The Courtroom is a very old building dating back to the 1640’s and part of a complex of ancient buildings in Chard.  This floor plan shows the age of these buildings.  We went through the first passageway on the left to the light blue building and up the stairs to the courtroom.


This is an outside view.


We went through the door way and past a really old door.


then up the stairs and into the courtroom.

The windows were mullioned and had leaded glass, which was not original but had been replaced as part of a restoration.


The most striking aspect of the courtroom are the plaster murals and decorative ceiling.


The murals on the end of the wall where the judge would be seated all had meanings which people of the time would have fully understood.

There was the judgement of Solomon.


And David in the lions den.


meaning that if you innocent then no harm will befall you.

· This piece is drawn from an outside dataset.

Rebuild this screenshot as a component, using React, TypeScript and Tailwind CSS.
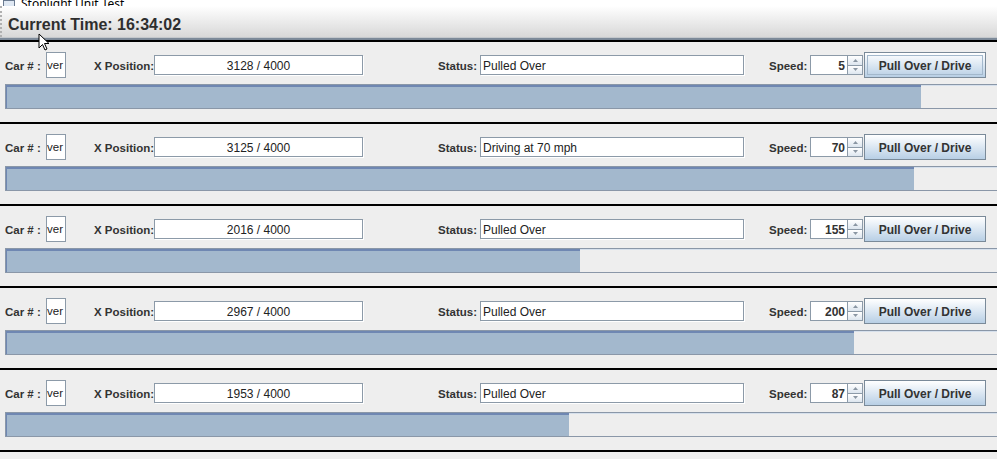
import React from "react";

type Car = { pos: string; status: string; speed: string; fill: number; focus?: boolean };

const cars: Car[] = [
  { pos: "3128 / 4000", status: "Pulled Over", speed: "5", fill: 916, focus: true },
  { pos: "3125 / 4000", status: "Driving at 70 mph", speed: "70", fill: 909 },
  { pos: "2016 / 4000", status: "Pulled Over", speed: "155", fill: 575 },
  { pos: "2967 / 4000", status: "Pulled Over", speed: "200", fill: 849 },
  { pos: "1953 / 4000", status: "Pulled Over", speed: "87", fill: 564 },
];

const font = { fontFamily: '"Liberation Sans", Arial, sans-serif' };

function Row({ car }: { car: Car }) {
  return (
    <div className="border-t-2 border-black pt-[10px] pb-[13px] overflow-hidden">
      <div className="flex items-center h-[26px] pl-[5px] text-[11.5px] text-[#333333]">
        <div className="w-[41px] font-bold whitespace-nowrap pt-[3px]">Car # :</div>
        <div className="w-[20px] h-[26px] bg-white border border-[#8c9aa8] flex justify-end items-center overflow-hidden pr-[2px] pt-[2px] text-[11.5px] text-[#222]">
          <span className="whitespace-nowrap">ver</span>
        </div>
        <div className="ml-[28px] w-[60px] font-bold whitespace-nowrap pt-[3px]">X Position:</div>
        <div className="w-[209px] h-[20px] bg-white border border-[#8c9aa8] shadow-[1px_1px_0_#ffffff] flex items-center justify-center pt-[1px] text-[12px] text-[#222]">
          {car.pos}
        </div>
        <div className="ml-[75px] w-[42px] font-bold pt-[3px]">Status:</div>
        <div className="w-[264px] h-[20px] bg-white border border-[#8c9aa8] shadow-[1px_1px_0_#ffffff] flex items-center pl-[2px] pt-[1px] text-[12px] text-[#222]">
          {car.status}
        </div>
        <div className="ml-[25px] w-[41px] font-bold pt-[3px]">Speed:</div>
        <div className="flex h-[20px]">
          <div className="w-[37px] h-[20px] bg-white border border-[#8c9aa8] border-r-0 flex items-center justify-end pr-[2px] pt-[1px] text-[12px] font-bold text-[#333]">
            {car.speed}
          </div>
          <div className="w-[16px] h-[20px] flex flex-col border border-[#8c9aa8]">
            <div className="flex-1 bg-gradient-to-b from-white to-[#dde6ef] border-b border-[#8c9aa8] flex items-center justify-center">
              <svg width="5" height="3" viewBox="0 0 5 3"><path d="M2.5 0 L5 3 L0 3 Z" fill="#8a96a3" /></svg>
            </div>
            <div className="flex-1 bg-gradient-to-b from-white to-[#dde6ef] flex items-center justify-center">
              <svg width="5" height="3" viewBox="0 0 5 3"><path d="M0 0 L5 0 L2.5 3 Z" fill="#8a96a3" /></svg>
            </div>
          </div>
        </div>
        <div className="ml-[1px] w-[122px] h-[26px] border border-[#7a8a99] bg-gradient-to-b from-white to-[#b8cfe5] flex items-center justify-center p-[2px]">
          <div
            className={
              "w-full h-full flex items-center justify-center pt-[1px] font-bold text-[12px] text-[#333333] " +
              (car.focus ? "border border-[#a3b8cc]" : "border border-transparent")
            }
          >
            Pull Over / Drive
          </div>
        </div>
      </div>
      <div className="mt-[6px] ml-[5px] w-[1200px] h-[25px] bg-[#eeeeee] border border-[#8a97a8] flex">
        <div className="h-full bg-[#a3b8cd] border-t-2 border-l border-[#6f87b2]" style={{ width: car.fill - 1 }} />
        <div className="flex-1 h-full border-t border-[#d6e0ec]" />
      </div>
    </div>
  );
}

export default function App() {
  return (
    <div className="w-[997px] h-[459px] bg-[#eeeeee] overflow-hidden relative" style={font}>
      <div className="h-[6px] bg-white overflow-hidden flex items-end">
        <div className="flex items-end gap-[6px] pl-[3px] -mb-[4px]">
          <div className="w-[12px] h-[10px] border border-[#6a7a90] bg-[#dfe8f3]" />
          <span className="text-[12px] text-black leading-[12px]" style={{ fontFamily: '"Noto Sans", sans-serif' }}>
            Stoplight Unit Test
          </span>
        </div>
      </div>
      <div className="h-[31px] bg-gradient-to-b from-white to-[#d8d8d8] flex items-center pl-[6px] border-l-2 border-dotted border-[#b0b0b0]">
        <span className="text-[16px] font-bold text-[#2e2e2e] pt-[6px]">Current Time: 16:34:02</span>
      </div>
      <div className="h-[1px] bg-[#c4c8cc]" />
      <div className="h-[2px] bg-[#7d8a99]" />
      {cars.map((c, i) => (
        <Row key={i} car={c} />
      ))}
      <div className="border-t-2 border-black" />
      <svg className="absolute left-[38px] top-[33px]" width="13" height="19" viewBox="0 0 13 19">
        <path d="M1 1 L1 15 L4.5 11.5 L7 17 L9 16 L6.5 10.5 L11 10.5 Z" fill="white" stroke="black" strokeWidth="1" strokeLinejoin="round" />
      </svg>
    </div>
  );
}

It is said that the infamous Judge Jefferys known as the “Hanging Judge” presided here in 1685 and Taunton as part of the “Bloody Assizes” after the failure of the Monmouth rebellion.

The mural on the far end of the room represents a Phoenix rising from the ashes, which symbolises Chard rising again from the large fire of 1577 which destroyed a large part of the town.

Certainly an interesting visit and good to learn a little of the history of our nearest town.